**What to work on:** Whenever a line below holds the word "index", copy that line.

**Source data:**
★ ★ ★ ★ ★ ★ ★

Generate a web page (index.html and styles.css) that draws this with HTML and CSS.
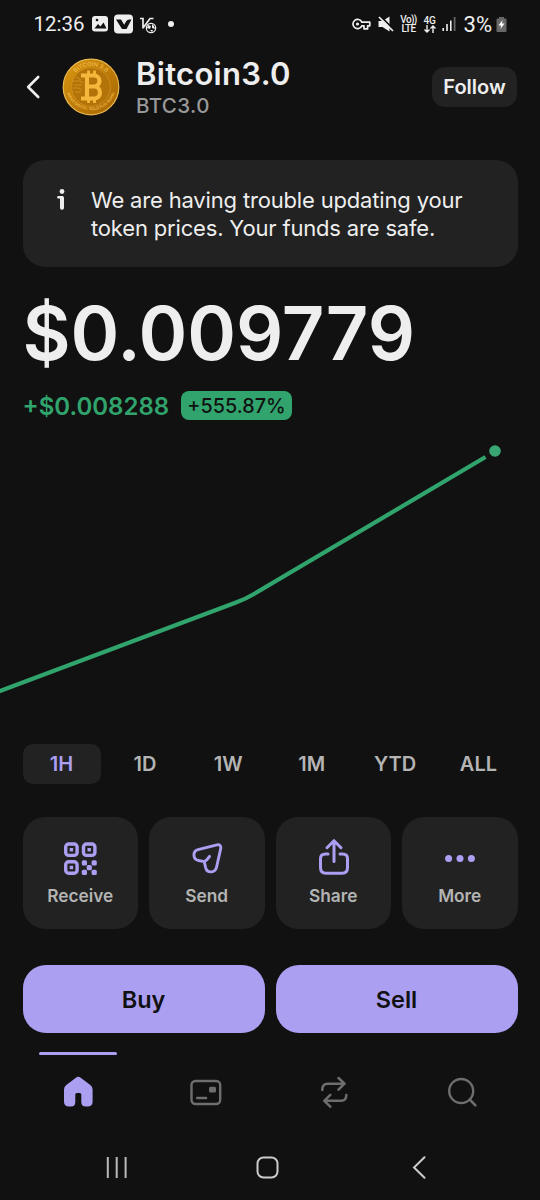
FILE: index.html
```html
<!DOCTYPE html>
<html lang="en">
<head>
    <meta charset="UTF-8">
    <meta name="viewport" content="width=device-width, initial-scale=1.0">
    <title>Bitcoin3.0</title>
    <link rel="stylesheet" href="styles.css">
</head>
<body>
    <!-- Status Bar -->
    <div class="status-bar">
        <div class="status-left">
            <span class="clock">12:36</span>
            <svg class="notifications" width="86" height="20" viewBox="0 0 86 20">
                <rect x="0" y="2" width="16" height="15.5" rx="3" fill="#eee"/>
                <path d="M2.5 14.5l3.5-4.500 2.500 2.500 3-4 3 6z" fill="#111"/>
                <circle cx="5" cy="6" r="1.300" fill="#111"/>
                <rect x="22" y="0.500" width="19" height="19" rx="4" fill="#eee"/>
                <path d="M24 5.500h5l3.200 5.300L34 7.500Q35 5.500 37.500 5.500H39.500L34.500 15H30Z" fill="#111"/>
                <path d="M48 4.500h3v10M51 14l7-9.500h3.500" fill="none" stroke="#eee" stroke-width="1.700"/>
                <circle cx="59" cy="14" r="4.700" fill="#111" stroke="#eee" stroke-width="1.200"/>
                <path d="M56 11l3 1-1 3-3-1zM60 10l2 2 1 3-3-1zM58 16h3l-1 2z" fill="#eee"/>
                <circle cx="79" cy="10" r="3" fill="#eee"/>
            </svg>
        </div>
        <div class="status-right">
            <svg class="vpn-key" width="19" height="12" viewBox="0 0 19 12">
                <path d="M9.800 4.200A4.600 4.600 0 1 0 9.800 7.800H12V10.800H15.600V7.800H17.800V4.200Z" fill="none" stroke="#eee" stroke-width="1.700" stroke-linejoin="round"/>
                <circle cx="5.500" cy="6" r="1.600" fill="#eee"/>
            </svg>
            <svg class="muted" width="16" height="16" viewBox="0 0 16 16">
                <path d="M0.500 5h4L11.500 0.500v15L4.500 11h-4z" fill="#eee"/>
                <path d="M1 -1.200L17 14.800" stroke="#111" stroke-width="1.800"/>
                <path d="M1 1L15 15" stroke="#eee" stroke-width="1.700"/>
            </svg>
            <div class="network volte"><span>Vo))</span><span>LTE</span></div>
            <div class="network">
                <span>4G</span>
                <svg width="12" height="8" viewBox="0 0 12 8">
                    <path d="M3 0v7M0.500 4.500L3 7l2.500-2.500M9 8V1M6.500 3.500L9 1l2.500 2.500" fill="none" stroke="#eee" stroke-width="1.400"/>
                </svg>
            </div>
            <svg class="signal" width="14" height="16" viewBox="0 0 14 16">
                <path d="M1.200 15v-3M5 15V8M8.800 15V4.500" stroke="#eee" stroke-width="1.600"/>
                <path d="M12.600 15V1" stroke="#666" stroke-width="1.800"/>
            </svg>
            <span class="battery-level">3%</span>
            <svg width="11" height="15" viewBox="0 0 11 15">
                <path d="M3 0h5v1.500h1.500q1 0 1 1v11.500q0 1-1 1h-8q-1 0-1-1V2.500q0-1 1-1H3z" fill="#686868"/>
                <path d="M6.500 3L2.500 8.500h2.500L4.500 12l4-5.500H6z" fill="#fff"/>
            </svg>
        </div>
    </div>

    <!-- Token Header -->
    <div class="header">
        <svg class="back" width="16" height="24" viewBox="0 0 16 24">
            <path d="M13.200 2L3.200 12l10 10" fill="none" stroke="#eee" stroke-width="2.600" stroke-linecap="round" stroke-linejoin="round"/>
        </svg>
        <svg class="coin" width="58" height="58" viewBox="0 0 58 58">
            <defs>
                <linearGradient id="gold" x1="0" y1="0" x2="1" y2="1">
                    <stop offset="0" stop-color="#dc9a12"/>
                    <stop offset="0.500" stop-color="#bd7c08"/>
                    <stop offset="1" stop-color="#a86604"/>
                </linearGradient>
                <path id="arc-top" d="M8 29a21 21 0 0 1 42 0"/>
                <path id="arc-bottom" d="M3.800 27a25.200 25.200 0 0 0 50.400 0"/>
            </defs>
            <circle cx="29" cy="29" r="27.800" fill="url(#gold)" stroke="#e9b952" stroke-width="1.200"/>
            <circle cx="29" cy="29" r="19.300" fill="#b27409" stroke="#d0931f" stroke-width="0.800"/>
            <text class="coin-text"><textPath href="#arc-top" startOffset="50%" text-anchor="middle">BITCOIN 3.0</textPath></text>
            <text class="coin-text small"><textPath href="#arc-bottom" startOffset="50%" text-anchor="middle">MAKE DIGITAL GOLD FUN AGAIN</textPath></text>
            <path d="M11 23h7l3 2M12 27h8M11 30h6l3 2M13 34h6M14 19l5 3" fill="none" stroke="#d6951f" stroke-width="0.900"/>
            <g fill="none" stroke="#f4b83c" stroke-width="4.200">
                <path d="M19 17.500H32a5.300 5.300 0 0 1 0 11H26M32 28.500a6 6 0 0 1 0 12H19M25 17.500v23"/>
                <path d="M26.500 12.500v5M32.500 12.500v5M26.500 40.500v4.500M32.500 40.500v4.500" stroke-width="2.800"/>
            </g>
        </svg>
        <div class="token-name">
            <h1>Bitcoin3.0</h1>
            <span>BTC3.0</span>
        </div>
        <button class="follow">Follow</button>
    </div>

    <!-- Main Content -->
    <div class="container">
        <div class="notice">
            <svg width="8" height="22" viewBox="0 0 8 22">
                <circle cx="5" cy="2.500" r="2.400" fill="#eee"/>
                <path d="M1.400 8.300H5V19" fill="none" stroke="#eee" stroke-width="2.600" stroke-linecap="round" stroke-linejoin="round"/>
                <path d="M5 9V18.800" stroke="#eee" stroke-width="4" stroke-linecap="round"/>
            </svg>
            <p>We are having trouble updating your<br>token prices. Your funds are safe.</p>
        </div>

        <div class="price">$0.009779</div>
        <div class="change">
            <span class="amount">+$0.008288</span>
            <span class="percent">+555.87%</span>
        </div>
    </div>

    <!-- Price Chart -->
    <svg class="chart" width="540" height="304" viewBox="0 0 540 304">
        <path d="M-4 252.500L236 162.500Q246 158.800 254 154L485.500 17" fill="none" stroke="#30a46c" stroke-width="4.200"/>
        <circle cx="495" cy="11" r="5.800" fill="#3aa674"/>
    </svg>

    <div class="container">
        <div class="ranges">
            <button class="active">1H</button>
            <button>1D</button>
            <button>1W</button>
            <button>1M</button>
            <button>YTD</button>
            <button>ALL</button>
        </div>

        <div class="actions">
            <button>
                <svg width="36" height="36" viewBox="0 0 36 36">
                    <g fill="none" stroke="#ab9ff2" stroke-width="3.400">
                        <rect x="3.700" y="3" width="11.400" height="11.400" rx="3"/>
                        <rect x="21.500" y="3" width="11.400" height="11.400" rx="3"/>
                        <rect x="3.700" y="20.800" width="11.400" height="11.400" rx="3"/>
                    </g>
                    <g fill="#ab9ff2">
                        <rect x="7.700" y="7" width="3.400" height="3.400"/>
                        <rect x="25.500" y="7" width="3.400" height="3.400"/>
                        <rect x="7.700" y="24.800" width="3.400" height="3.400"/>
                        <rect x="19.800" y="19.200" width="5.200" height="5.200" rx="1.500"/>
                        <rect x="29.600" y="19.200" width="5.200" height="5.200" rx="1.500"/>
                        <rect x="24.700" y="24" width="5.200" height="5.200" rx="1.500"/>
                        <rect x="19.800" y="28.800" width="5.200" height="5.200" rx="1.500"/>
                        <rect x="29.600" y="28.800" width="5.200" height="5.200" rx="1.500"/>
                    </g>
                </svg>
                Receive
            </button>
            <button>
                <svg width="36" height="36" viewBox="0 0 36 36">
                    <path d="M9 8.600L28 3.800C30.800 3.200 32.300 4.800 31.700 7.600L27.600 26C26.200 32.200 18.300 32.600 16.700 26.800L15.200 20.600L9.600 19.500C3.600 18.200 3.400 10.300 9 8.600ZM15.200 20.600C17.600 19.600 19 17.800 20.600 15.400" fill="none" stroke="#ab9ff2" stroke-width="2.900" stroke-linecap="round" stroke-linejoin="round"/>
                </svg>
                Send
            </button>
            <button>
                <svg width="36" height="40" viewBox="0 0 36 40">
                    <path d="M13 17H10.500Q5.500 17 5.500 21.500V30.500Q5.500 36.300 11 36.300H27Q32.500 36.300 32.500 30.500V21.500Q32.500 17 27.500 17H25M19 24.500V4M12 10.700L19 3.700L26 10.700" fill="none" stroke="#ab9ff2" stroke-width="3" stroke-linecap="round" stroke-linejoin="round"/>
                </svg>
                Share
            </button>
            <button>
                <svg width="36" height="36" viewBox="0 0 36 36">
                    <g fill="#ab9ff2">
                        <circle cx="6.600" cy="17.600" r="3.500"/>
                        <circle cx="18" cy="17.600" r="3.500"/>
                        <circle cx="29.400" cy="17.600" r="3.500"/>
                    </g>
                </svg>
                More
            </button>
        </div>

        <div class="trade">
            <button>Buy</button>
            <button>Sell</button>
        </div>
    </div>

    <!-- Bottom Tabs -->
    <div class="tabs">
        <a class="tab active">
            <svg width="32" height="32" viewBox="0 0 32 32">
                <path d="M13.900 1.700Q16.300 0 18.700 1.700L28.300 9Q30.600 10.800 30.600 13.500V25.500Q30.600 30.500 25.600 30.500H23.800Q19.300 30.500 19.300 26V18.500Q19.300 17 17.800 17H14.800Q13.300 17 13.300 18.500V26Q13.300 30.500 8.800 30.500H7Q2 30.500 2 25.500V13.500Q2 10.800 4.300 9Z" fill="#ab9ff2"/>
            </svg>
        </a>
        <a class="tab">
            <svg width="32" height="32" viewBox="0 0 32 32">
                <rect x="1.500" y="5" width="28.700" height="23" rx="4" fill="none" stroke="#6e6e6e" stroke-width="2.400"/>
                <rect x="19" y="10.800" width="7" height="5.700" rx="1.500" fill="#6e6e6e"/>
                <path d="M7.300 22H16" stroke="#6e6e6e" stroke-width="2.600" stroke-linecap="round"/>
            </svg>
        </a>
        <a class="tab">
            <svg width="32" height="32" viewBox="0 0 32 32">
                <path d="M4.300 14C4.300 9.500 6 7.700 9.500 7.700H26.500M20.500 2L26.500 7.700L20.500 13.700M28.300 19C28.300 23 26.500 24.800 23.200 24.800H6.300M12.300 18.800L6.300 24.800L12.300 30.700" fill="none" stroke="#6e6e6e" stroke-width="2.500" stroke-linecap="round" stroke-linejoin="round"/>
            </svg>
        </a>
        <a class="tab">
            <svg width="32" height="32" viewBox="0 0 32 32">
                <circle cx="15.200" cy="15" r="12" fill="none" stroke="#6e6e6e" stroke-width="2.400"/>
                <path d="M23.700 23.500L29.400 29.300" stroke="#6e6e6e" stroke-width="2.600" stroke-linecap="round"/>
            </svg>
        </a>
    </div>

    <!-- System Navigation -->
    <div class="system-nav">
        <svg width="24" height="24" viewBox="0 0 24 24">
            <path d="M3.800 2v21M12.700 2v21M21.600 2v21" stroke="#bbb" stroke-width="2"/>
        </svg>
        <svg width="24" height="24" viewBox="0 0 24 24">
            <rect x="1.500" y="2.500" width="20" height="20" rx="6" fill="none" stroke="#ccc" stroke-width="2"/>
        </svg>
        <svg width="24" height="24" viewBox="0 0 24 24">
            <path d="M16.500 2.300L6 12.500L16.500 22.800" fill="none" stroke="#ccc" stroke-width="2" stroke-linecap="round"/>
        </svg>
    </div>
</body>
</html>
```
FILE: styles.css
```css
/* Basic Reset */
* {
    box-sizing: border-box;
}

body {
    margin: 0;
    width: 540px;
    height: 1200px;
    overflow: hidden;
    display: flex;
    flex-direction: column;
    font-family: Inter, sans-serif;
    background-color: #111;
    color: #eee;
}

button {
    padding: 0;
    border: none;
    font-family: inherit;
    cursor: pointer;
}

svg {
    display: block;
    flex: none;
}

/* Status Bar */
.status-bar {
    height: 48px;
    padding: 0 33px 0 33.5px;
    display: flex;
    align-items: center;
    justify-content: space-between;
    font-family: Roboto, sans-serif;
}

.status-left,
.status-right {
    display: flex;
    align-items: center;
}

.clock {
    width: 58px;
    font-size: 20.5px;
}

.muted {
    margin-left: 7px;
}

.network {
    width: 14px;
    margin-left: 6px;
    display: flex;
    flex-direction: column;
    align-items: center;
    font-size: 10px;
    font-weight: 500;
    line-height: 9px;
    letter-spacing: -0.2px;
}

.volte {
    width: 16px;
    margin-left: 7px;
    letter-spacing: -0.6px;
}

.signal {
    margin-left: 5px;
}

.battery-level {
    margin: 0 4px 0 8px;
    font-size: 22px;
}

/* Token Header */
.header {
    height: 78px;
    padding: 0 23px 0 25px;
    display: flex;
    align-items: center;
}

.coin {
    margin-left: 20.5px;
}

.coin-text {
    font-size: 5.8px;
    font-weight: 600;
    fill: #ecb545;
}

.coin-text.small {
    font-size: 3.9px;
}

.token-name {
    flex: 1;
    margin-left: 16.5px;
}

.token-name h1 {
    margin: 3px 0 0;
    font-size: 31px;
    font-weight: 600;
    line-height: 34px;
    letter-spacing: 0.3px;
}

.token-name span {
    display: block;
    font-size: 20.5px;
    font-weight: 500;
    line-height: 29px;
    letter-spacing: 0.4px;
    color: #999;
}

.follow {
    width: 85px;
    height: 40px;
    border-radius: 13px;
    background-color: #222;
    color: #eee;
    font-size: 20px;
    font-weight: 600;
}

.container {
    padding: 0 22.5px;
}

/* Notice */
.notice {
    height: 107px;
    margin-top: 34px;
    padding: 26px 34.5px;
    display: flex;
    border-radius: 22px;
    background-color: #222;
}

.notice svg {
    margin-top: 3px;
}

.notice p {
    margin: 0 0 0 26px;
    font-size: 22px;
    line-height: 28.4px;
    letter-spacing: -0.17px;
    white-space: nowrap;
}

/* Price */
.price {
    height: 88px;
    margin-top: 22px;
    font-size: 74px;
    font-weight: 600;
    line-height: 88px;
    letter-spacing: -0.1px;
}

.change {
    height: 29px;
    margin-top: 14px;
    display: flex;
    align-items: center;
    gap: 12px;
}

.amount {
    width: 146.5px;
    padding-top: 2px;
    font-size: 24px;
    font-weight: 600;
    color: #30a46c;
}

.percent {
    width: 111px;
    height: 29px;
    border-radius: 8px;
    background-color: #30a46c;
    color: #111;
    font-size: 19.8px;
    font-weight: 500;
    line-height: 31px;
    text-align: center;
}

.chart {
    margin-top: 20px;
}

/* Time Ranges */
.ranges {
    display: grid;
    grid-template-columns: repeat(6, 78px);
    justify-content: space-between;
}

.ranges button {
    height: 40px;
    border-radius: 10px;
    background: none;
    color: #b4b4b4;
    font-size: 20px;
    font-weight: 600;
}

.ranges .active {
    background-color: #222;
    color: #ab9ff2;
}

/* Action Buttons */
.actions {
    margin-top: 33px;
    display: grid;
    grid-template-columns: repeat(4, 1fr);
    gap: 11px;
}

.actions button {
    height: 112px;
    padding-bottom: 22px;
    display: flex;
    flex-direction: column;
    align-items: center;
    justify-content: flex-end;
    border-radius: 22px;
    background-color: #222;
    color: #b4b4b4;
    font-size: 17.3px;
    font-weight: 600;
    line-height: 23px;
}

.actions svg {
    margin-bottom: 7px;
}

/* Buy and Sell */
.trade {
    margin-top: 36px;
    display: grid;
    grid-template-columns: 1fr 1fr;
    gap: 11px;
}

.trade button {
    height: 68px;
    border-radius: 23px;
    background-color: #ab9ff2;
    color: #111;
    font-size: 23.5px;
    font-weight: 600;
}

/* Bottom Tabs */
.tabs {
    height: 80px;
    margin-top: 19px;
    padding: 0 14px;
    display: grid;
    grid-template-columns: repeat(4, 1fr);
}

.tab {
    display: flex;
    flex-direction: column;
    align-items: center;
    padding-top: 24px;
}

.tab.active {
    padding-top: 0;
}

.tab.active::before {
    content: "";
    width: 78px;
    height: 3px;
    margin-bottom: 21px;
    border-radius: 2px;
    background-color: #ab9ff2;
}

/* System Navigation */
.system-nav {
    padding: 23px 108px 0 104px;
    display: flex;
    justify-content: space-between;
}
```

★ ★ ★ ★ ★ ★ ★

**Result:**
Generate a web page (index.html and styles.css) that draws this with HTML and CSS.
FILE: index.html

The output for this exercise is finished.